A Traveling Sales Werewolf


In the mid 1800s the countryside of Spain was plagued by unusual murders and wolf attacks. My first of three conclusive thoughts was, “Wolves are mugging people, no doubt.”

But the wolfiness going on was merely a by-product of the murders, wherein the wolves would eat the remains and make the cops think the dead people were made that way by the hungry animals.

But one detective noticed hidden within the mangled flesh areas were very precise surgical incisions. Since there was nary a hairy enrolled in medical school, the crimes were obviously committed by a human. (My second conclusive thought placed the blame squarely on Jack The Ripper. Apparently, it was not him, dang it.)
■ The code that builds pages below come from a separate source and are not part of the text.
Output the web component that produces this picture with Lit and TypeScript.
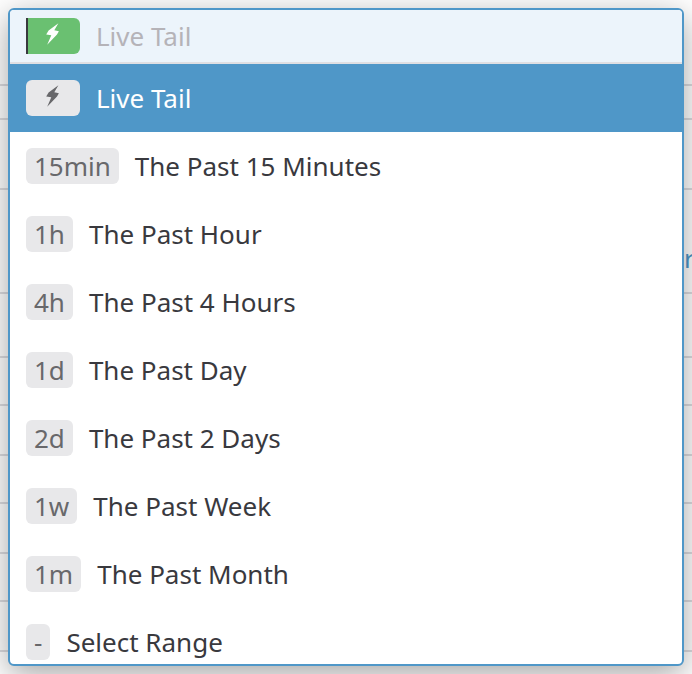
import { LitElement, html, css, svg } from "lit";
import { customElement, state } from "lit/decorators.js";
import { classMap } from "lit/directives/class-map.js";

interface Range {
  code: string;
  label: string;
}

const RANGES: Range[] = [
  { code: "", label: "Live Tail" },
  { code: "15min", label: "The Past 15 Minutes" },
  { code: "1h", label: "The Past Hour" },
  { code: "4h", label: "The Past 4 Hours" },
  { code: "1d", label: "The Past Day" },
  { code: "2d", label: "The Past 2 Days" },
  { code: "1w", label: "The Past Week" },
  { code: "1m", label: "The Past Month" },
  { code: "-", label: "Select Range" },
];

// Row heights of the page that shows on both sides of the menu.
const BACKDROP_ROWS = [86, 34, 70, 104, 64, 48, 50, 48, 50, 48, 50];
const LINK_ROW = 3;

const bolt = svg`<path d="M12.4 0.2 L2.6 7.6 L0.2 11.4 L5.3 12.2 L1.2 21.8 L11 11.6 L12.9 8.2 L8.3 7.3 Z" />`;

@customElement("app-root")
export class AppRoot extends LitElement {
  @state() private selected = 0;

  static styles = css`
    :host {
      display: grid;
      height: 100vh;
      overflow: hidden;
      background: #fff;
      color: #39393e;
      font: 26px/36px "Noto Sans", sans-serif;
    }
    * {
      box-sizing: border-box;
    }
    .backdrop,
    .stage {
      grid-area: 1 / 1;
      min-width: 0;
      min-height: 0;
    }
    .line {
      display: flex;
      align-items: center;
      justify-content: flex-end;
      border-bottom: 2px solid #dcdce0;
    }
    .more {
      width: 8px;
      overflow: hidden;
      padding-top: 34px;
      color: #4f97c8;
      text-decoration: none;
    }
    .stage {
      padding: 8px;
    }
    .picker {
      display: flex;
      flex-direction: column;
      max-height: calc(100vh - 16px);
      overflow: hidden;
      border: 2px solid #4f97c8;
      border-radius: 6px;
      background: #fff;
      box-shadow: 0 8px 32px rgba(0, 0, 0, 0.36);
    }
    .field {
      display: flex;
      flex: none;
      align-items: center;
      gap: 16px;
      height: 54px;
      padding: 0 16px;
      border-bottom: 2px solid #dfdfe3;
      background: #ecf4fb;
    }
    .query {
      flex: 1;
      min-width: 0;
      height: 36px;
      padding: 0;
      border: 0;
      outline: 0;
      background: none;
      color: inherit;
      font: inherit;
    }
    .query::placeholder {
      color: #b5b3b8;
      opacity: 1;
    }
    .menu {
      min-height: 0;
      overflow: hidden;
    }
    .option {
      display: flex;
      align-items: center;
      gap: 16px;
      width: 100%;
      height: 68px;
      padding: 0 16px;
      border: 0;
      background: none;
      color: inherit;
      font: inherit;
      text-align: left;
    }
    .option.active {
      background: #4f97c8;
      color: #fff;
    }
    .badge {
      display: flex;
      flex: none;
      justify-content: center;
      height: 36px;
      padding: 0 8px;
      border-radius: 6px;
      background: #e8e8ea;
      color: #68686b;
    }
    .badge.icon {
      justify-content: flex-start;
      width: 54px;
      padding: 5px 20px;
    }
    .badge.green {
      background: #6ac071;
      box-shadow: inset 2px 0 #39393e;
      border-radius: 0 6px 6px 0;
      color: #fff;
    }
    .bolt {
      flex: none;
      width: 13px;
      height: 22px;
      fill: currentColor;
    }
  `;

  private icon() {
    return html`<svg class="bolt" viewBox="0 0 13 22" aria-hidden="true">${bolt}</svg>`;
  }

  private option(range: Range, index: number) {
    const live = range.code === "";
    return html`<button
      class=${classMap({ option: true, active: index === this.selected })}
      role="option"
      aria-selected=${index === this.selected}
      @click=${() => (this.selected = index)}
    >
      <span class=${classMap({ badge: true, icon: live })}>${live ? this.icon() : range.code}</span>
      <span>${range.label}</span>
    </button>`;
  }

  render() {
    return html`
      <div class="backdrop">
        ${BACKDROP_ROWS.map(
          (height, i) => html`<div class="line" style="height: ${height}px">
            ${i === LINK_ROW ? html`<a class="more" href="#">r</a>` : ""}
          </div>`
        )}
      </div>
      <main class="stage">
        <div class="picker">
          <label class="field">
            <span class="badge icon green">${this.icon()}</span>
            <input class="query" type="text" placeholder="Live Tail" aria-label="Time range" />
          </label>
          <div class="menu" role="listbox" aria-label="Time ranges">
            ${RANGES.map((range, i) => this.option(range, i))}
          </div>
        </div>
      </main>
    `;
  }
}
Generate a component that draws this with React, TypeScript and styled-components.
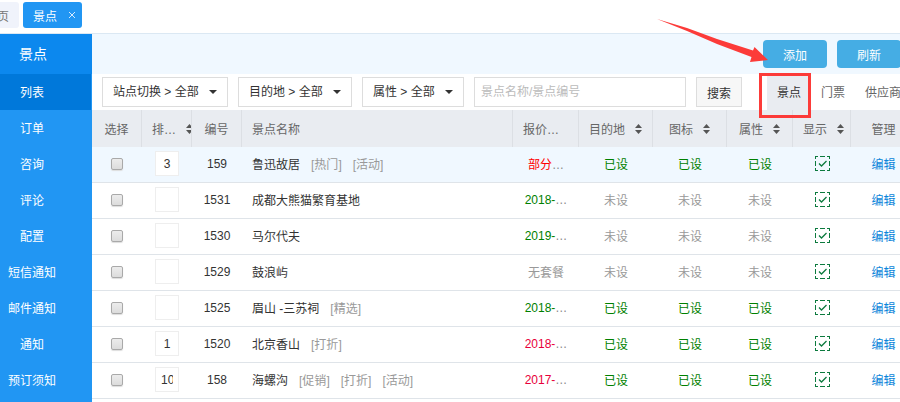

Enter Romasanta, a traveling soap salesman who makes his product out of human body fat. Ick. Since this was the stinky 1800s and bathing was done on special occasions (like the changing of the seasons), his soap was in demand. After he seduces a rippingly hot supermodel (bath tub scene – great rewind material), she discovers he killed her sisters and was more than likely using their soapy butt fat to wash herself. Eeww! So she tells the police and a manhunt ensues.


While the wolf/werewolf attacks are PG graphic, it’s the scene of the fat and naked guy running through the woods with his Willy Wonka flapping around the way a chubby snake does when it sticks its head out the window of a car speeding down the freeway that’s the most unsettling.


Romasanta is tried in court and he tells them he couldn’t help killing 15 people because he’s a werewolf. His attorney successfully gets him off the hook under the “bonkers” defense strategy. I need this guy’s number.


While Romasanta doesn’t morph into a werewolf in a silly fur coat, they do show him changing into a human from a real wolf form. I felt this was pretty neat.


A few problems, however: Romasanta did not have an accent befitting someone from Spain. Nor did the cops. Nor did the wolves, which didn’t sound the least bit Spanish when they howled (example: “El Barko! El Barko!”). My last conclusive thought was that Romasanta (2004), which was based on a true story (Werewolf of Allariz, 1853), could’ve used more soap bubbles.